### Written request
Repeat, exactly and only, the lines from the beginning of the data through the line with "const [value, setValue]". Pictures are left out.

+++ Information provided +++

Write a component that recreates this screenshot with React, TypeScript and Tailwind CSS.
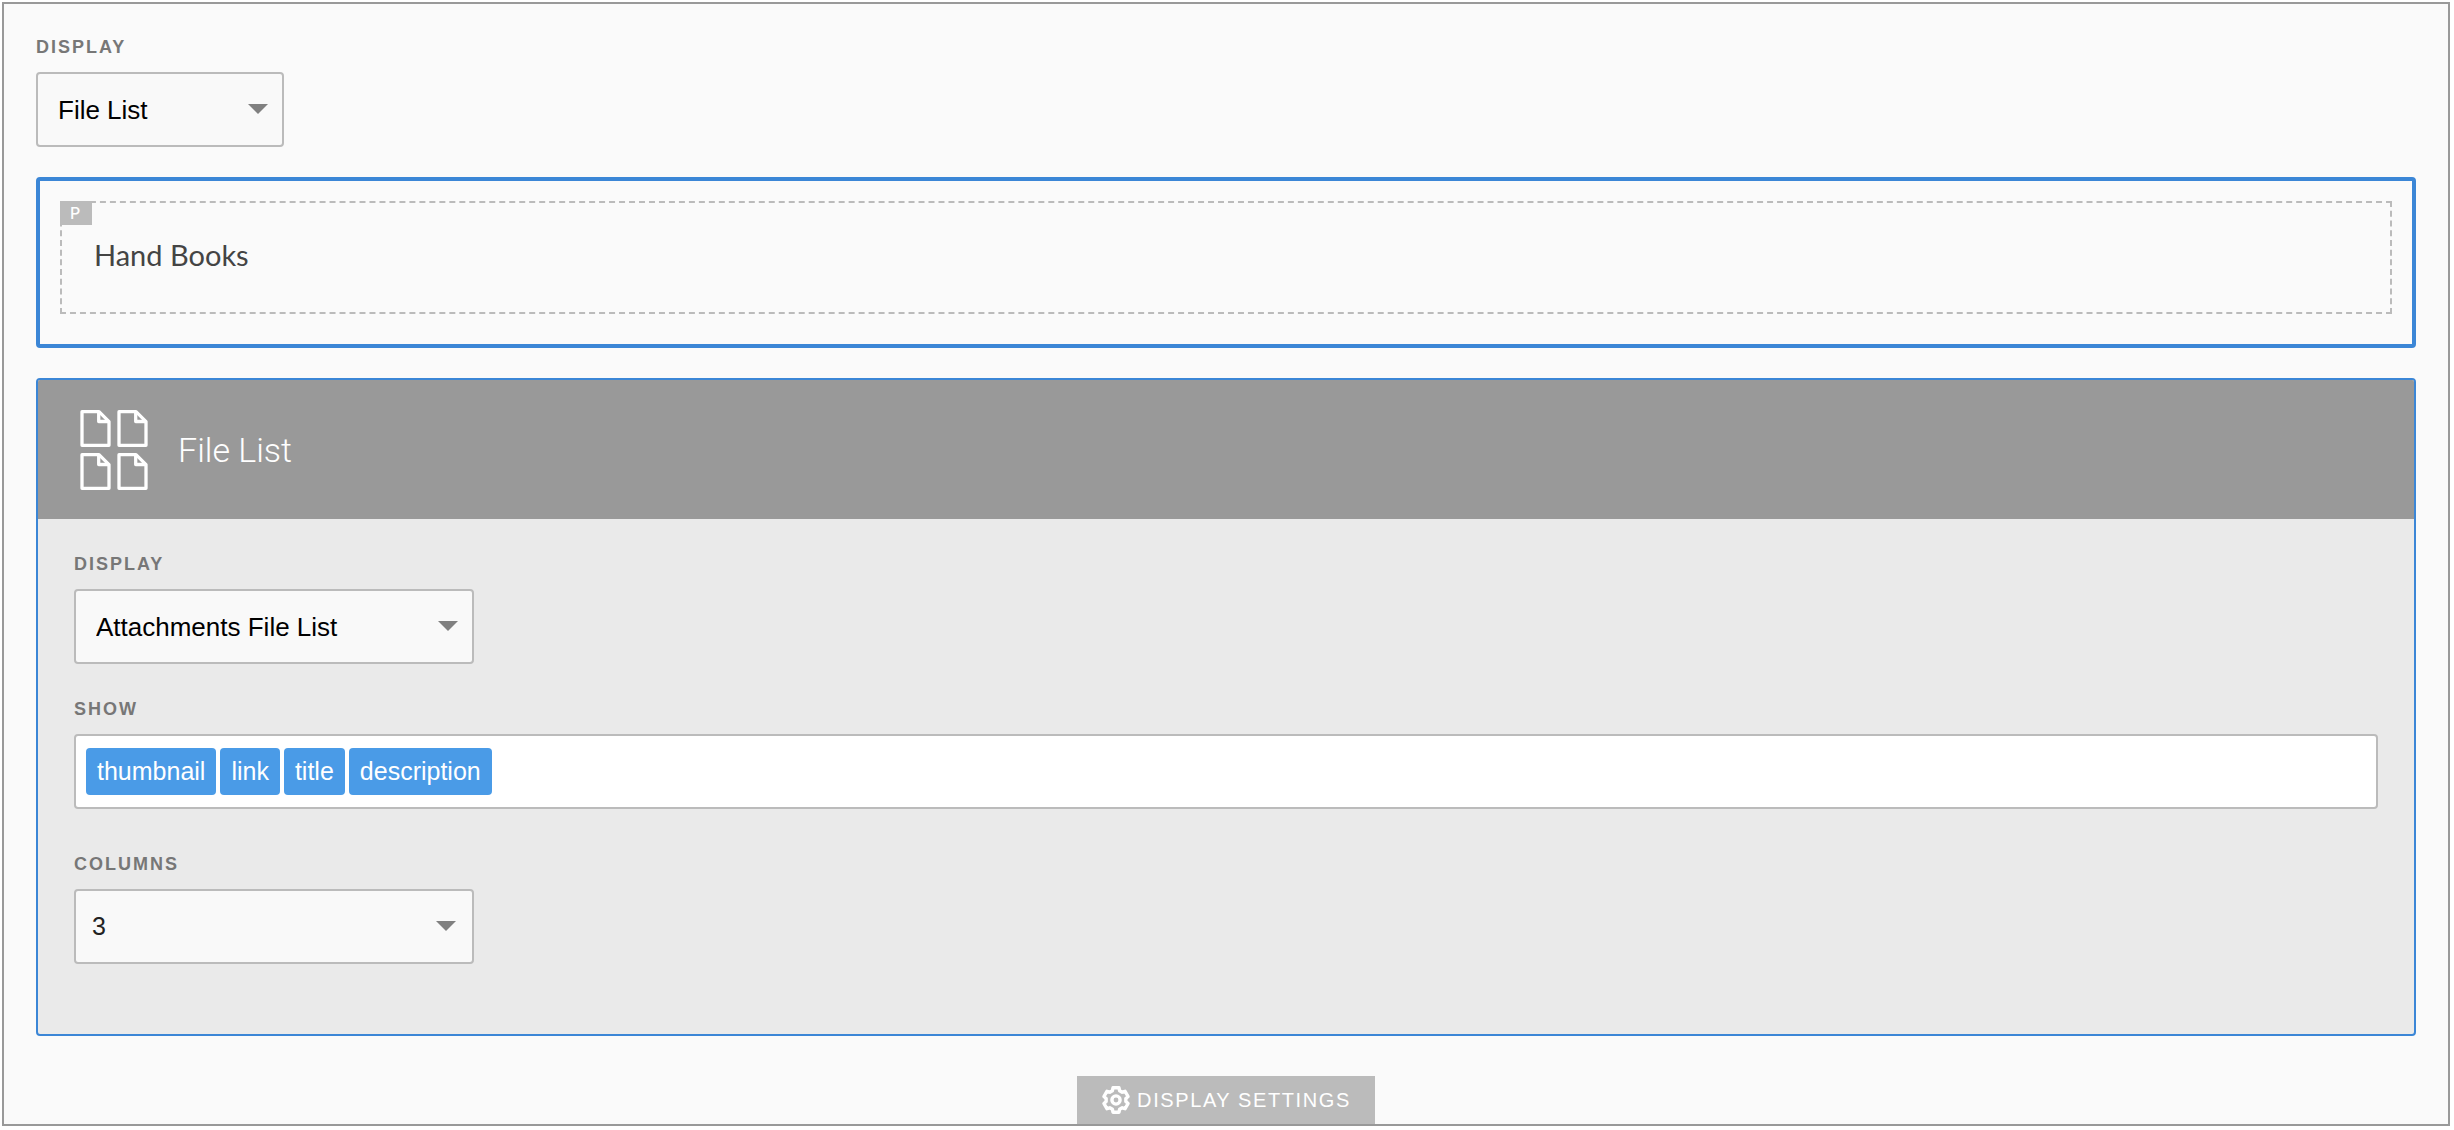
import React, { useState } from 'react';

const tags = ['thumbnail', 'link', 'title', 'description'];

const labelClass = 'block mb-3.5 text-[18px] leading-[22px] font-bold uppercase tracking-[2px] text-[#777]';

type SelectProps = {
    id: string;
    label: string;
    options: string[];
    className: string;
    arrowClass: string;
};

const SelectField: React.FC<SelectProps> = ({ id, label, options, className, arrowClass }) => {
    const [value, setValue] = useState(options[0]);

    return (
        <div>
            <label htmlFor={id} className={labelClass}>{label}</label>
            <div className='relative w-fit'>
                <select
                    id={id}
                    value={value}
                    onChange={(e) => setValue(e.target.value)}
                    className={`block h-[75px] appearance-none rounded border-2 border-[#bbb] bg-[#f9f9f9] ${className}`}
                >
                    {options.map((option) => <option key={option}>{option}</option>)}
                </select>
                <svg className={`pointer-events-none absolute top-8 h-2.5 w-5 fill-[#808080] ${arrowClass}`} viewBox='0 0 20 10'>
                    <path d='M0 0h20L10 10z' />
                </svg>
            </div>
        </div>
    );
};

// one page with a folded corner, repeated in a 2x2 grid
const FilesIcon: React.FC = () => (
    <svg width='68' height='80' viewBox='0 0 68 80' fill='none' stroke='white' strokeWidth='3.3' strokeLinejoin='round'>
        {[[0, 0], [37, 0], [0, 43], [37, 43]].map(([x, y]) => (
            <g key={`${x}-${y}`} transform={`translate(${x} ${y})`}>
                <path d='M2 1.7h17L29 11.7v23.6H2z' />
                <path d='M18.7 1.7v9.8H29' />
            </g>
        ))}
    </svg>
);

const GearIcon: React.FC = () => (
    <svg width='30' height='30' viewBox='-15 -15 30 30' fill='none' stroke='white' strokeWidth='3.4' strokeLinejoin='round'>
        <path d='M-3.6-9.3L-3-12.2H3L3.6-9.3L6.25-7.77L9.07-8.7L12.07-3.5L9.85-1.53V1.53L12.07 3.5L9.07 8.7L6.25 7.77L3.6 9.3L3 12.2H-3L-3.6 9.3L-6.25 7.77L-9.07 8.7L-12.07 3.5L-9.85 1.53V-1.53L-12.07-3.5L-9.07-8.7L-6.25-7.77Z' />
        <circle r='4.1' />
    </svg>
);

const App: React.FC = () => {
    return (
        <div className='bg-white pt-0.5 pl-0.5 pr-1 pb-1 font-["Liberation_Sans",Arial,sans-serif]'>
            <main className='flex flex-col border-2 border-[#999] bg-[#fafafa] px-8 pt-8'>
                <SelectField
                    id='display'
                    label='Display'
                    options={['File List', 'Gallery']}
                    className='w-[248px] pt-0.5 pl-5 text-[26px] text-black'
                    arrowClass='right-4'
                />

                <section className='mt-[30px] rounded border-4 border-[#3b86d6] px-5 pt-5 pb-[30px]'>
                    <div className='relative border-2 border-dashed border-[#bbb] pt-[34px] pb-[39px] pl-8'>
                        <span className='absolute -top-0.5 -left-0.5 h-6 w-8 bg-[#bbb] text-center font-[Inter,sans-serif] text-[16px] leading-6 font-medium tracking-widest text-white'>P</span>
                        <p className='font-[Lato,sans-serif] text-[29px] leading-9 text-[#444]'>Hand Books</p>
                    </div>
                </section>

                <section className='mt-[30px] overflow-hidden rounded border-2 border-[#3b86d6] bg-[#eaeaea]'>
                    <header className='flex h-[139px] items-center gap-[30px] bg-[#999] pl-[42px]'>
                        <FilesIcon />
                        <h2 className='font-[Roboto,sans-serif] text-[34px] leading-10 font-light text-white'>File List</h2>
                    </header>
                    <div className='px-9 pt-[34px] pb-[70px]'>
                        <SelectField
                            id='template'
                            label='Display'
                            options={['Attachments File List']}
                            className='w-[400px] pt-0.5 pl-5 text-[26px] text-black'
                            arrowClass='right-4'
                        />

                        <div className='mt-[34px]'>
                            <label htmlFor='show' className={labelClass}>Show</label>
                            <div className='flex h-[75px] items-center rounded border-2 border-[#bbb] bg-white px-2.5'>
                                <ul className='flex gap-1'>
                                    {tags.map((tag) => (
                                        <li key={tag} className='h-[47px] rounded bg-[#4a9be7] px-[11px] text-[25px] leading-[47px] text-white'>{tag}</li>
                                    ))}
                                </ul>
                                <input id='show' type='text' className='h-full min-w-0 flex-1 bg-transparent pl-2 text-[25px] outline-none' />
                            </div>
                        </div>

                        <div className='mt-11'>
                            <SelectField
                                id='columns'
                                label='Columns'
                                options={['3', '1', '2', '4']}
                                className='w-[400px] pl-4 text-[25px] text-[#222]'
                                arrowClass='right-[18px]'
                            />
                        </div>
                    </div>
                </section>

                <button type='button' className='mt-10 flex h-12 items-center gap-1.5 self-center bg-[#bbb] px-6 text-[20px] tracking-[0.08em] text-white uppercase'>
                    <GearIcon />
                    Display Settings
                </button>
            </main>
        </div>
    );
};

export default App;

+++

### Problem solution
Write a component that recreates this screenshot with React, TypeScript and Tailwind CSS.
import React, { useState } from 'react';

const tags = ['thumbnail', 'link', 'title', 'description'];

const labelClass = 'block mb-3.5 text-[18px] leading-[22px] font-bold uppercase tracking-[2px] text-[#777]';

type SelectProps = {
    id: string;
    label: string;
    options: string[];
    className: string;
    arrowClass: string;
};

const SelectField: React.FC<SelectProps> = ({ id, label, options, className, arrowClass }) => {
    const [value, setValue] = useState(options[0]);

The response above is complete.